Placing ourselves on the ground on which they place themselves, since they undertake to appraise Spiritist facts with the aid of the laws of matter, let them draw from that arsenal any mathematical, physical, chemical, mechanical, physiological demonstration, and prove by a plus b, always starting from the principle of the existence and the survival of the soul:
1st that the thinking being, which exists in us during life, thinks no more after death;
2nd that, if it continues to think, it is inhibited from thinking of those whom it loved;
3rd that, if it thinks of these, it does not consider communicating with them;
4th that, being able to be everywhere, it cannot be at our side;
5th that, being able to be at our side, it cannot communicate with us;
6th that it cannot, by means of its fluidic envelope, act upon inert matter;
7th that, it being possible for it to act upon inert matter, it cannot act upon an animate being;
8th that, having the possibility of acting upon an animate being, it cannot direct his hand to make him write;
9th that, being able to make him write, it cannot answer his questions, nor transmit to him its thoughts.

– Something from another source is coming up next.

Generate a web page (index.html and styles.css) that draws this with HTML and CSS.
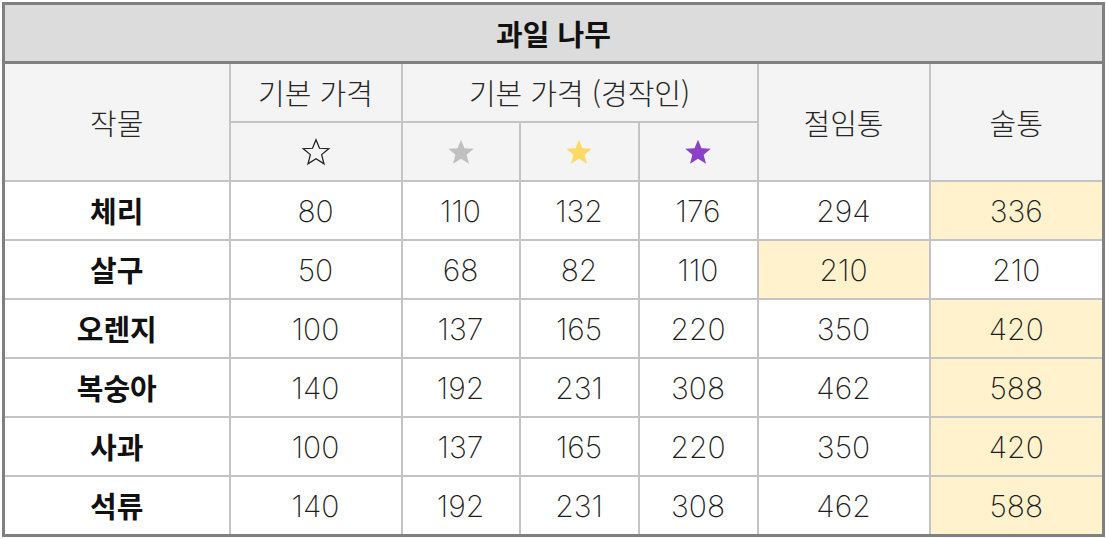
FILE: index.html
```html
<!DOCTYPE html>
<html lang="ko">
<head>
<meta charset="utf-8">
<link rel="stylesheet" href="styles.css">
</head>
<body>
<table class="fruit">
  <colgroup>
    <col class="c1"><col class="c2"><col class="c3"><col class="c4"><col class="c5"><col class="c6"><col class="c7">
  </colgroup>
  <thead>
    <tr><th colspan="7" class="title">과일 나무</th></tr>
    <tr class="sub">
      <th rowspan="2">작물</th>
      <th>기본 가격</th>
      <th colspan="3">기본 가격 (경작인)</th>
      <th rowspan="2">절임통</th>
      <th rowspan="2">술통</th>
    </tr>
    <tr class="sub">
      <th><svg class="star" viewBox="0 0 24 24"><polygon class="outline" points="12,2.2 14.8,9 22.2,9.4 16.5,14.1 18.4,21.4 12,17.3 5.6,21.4 7.5,14.1 1.8,9.4 9.2,9"/></svg></th>
      <th><svg class="star" viewBox="0 0 24 24"><polygon class="silver" points="12,2.2 14.8,9 22.2,9.4 16.5,14.1 18.4,21.4 12,17.3 5.6,21.4 7.5,14.1 1.8,9.4 9.2,9"/></svg></th>
      <th><svg class="star" viewBox="0 0 24 24"><polygon class="gold" points="12,2.2 14.8,9 22.2,9.4 16.5,14.1 18.4,21.4 12,17.3 5.6,21.4 7.5,14.1 1.8,9.4 9.2,9"/></svg></th>
      <th><svg class="star" viewBox="0 0 24 24"><polygon class="iridium" points="12,2.2 14.8,9 22.2,9.4 16.5,14.1 18.4,21.4 12,17.3 5.6,21.4 7.5,14.1 1.8,9.4 9.2,9"/></svg></th>
    </tr>
  </thead>
  <tbody>
    <tr><th>체리</th><td>80</td><td>110</td><td>132</td><td>176</td><td>294</td><td class="hl">336</td></tr>
    <tr><th>살구</th><td>50</td><td>68</td><td>82</td><td>110</td><td class="hl">210</td><td>210</td></tr>
    <tr><th>오렌지</th><td>100</td><td>137</td><td>165</td><td>220</td><td>350</td><td class="hl">420</td></tr>
    <tr><th>복숭아</th><td>140</td><td>192</td><td>231</td><td>308</td><td>462</td><td class="hl">588</td></tr>
    <tr><th>사과</th><td>100</td><td>137</td><td>165</td><td>220</td><td>350</td><td class="hl">420</td></tr>
    <tr><th>석류</th><td>140</td><td>192</td><td>231</td><td>308</td><td>462</td><td class="hl">588</td></tr>
  </tbody>
</table>
</body>
</html>
```
FILE: styles.css
```css
html, body {
  margin: 0;
  padding: 0;
  background: #ffffff;
}
body {
  padding: 2px 0 0 2px;
}
.fruit {
  border-collapse: collapse;
  table-layout: fixed;
  width: 1100px;
  border: 3px solid #808080;
  font-family: Inter, "Noto Sans CJK KR", sans-serif;
  font-weight: 230;
  font-size: 30px;
  color: #1e1e1e;
}
.c1 { width: 226px; }
.c2 { width: 172px; }
.c3 { width: 118px; }
.c4 { width: 119px; }
.c5 { width: 119px; }
.c6 { width: 172px; }
.c7 { width: 174px; }
.fruit th,
.fruit td {
  border: 2px solid #c4c4c4;
  text-align: center;
  vertical-align: middle;
  padding: 0;
  height: 57px;
  line-height: 1;
}
.fruit th {
  font-weight: 300;
  font-size: 29px;
  color: #262626;
  font-family: "Noto Sans CJK KR Light", "Noto Sans CJK KR DemiLight", "Noto Sans CJK KR", sans-serif;
}
.fruit .title {
  background: #dcdcdc;
  font-weight: 700;
  font-family: "Noto Sans CJK KR", sans-serif;
  color: #111111;
  font-size: 29px;
  height: 56px;
  border-bottom: 3px solid #808080;
}
.fruit .sub th {
  background: #f4f4f4;
}
.fruit tbody th {
  font-weight: 700;
  font-family: "Noto Sans CJK KR", sans-serif;
  color: #111111;
  background: #ffffff;
}
.fruit td.hl {
  background: #fff2cc;
}
.star {
  display: block;
  width: 30px;
  height: 30px;
  margin: 0 auto;
}
.outline {
  fill: none;
  stroke: #1e1e1e;
  stroke-width: 1;
  stroke-linejoin: miter;
}
.silver { fill: #c0c0c0; }
.gold { fill: #ffd966; }
.iridium { fill: #8c3fc8; }
```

When the adversaries of Spiritism prove to us that this is impossible, adducing reasons as patent as those with which Galileo demonstrated that it is not the Sun that revolves around the Earth, then we shall be able to consider their doubts well founded.
Unfortunately, to this day, all the argumentation to which they resort is summed up in these words: — I do not believe, therefore this is impossible.
They will tell us, no doubt, that it falls to us to prove the reality of the manifestations. Now, we give them, through facts and through reasoning, the proof that they are real.
But, if they admit neither the one nor the other thing, if they even go so far as to deny what they see, it falls to them to prove that our reasoning is false and that the facts are impossible.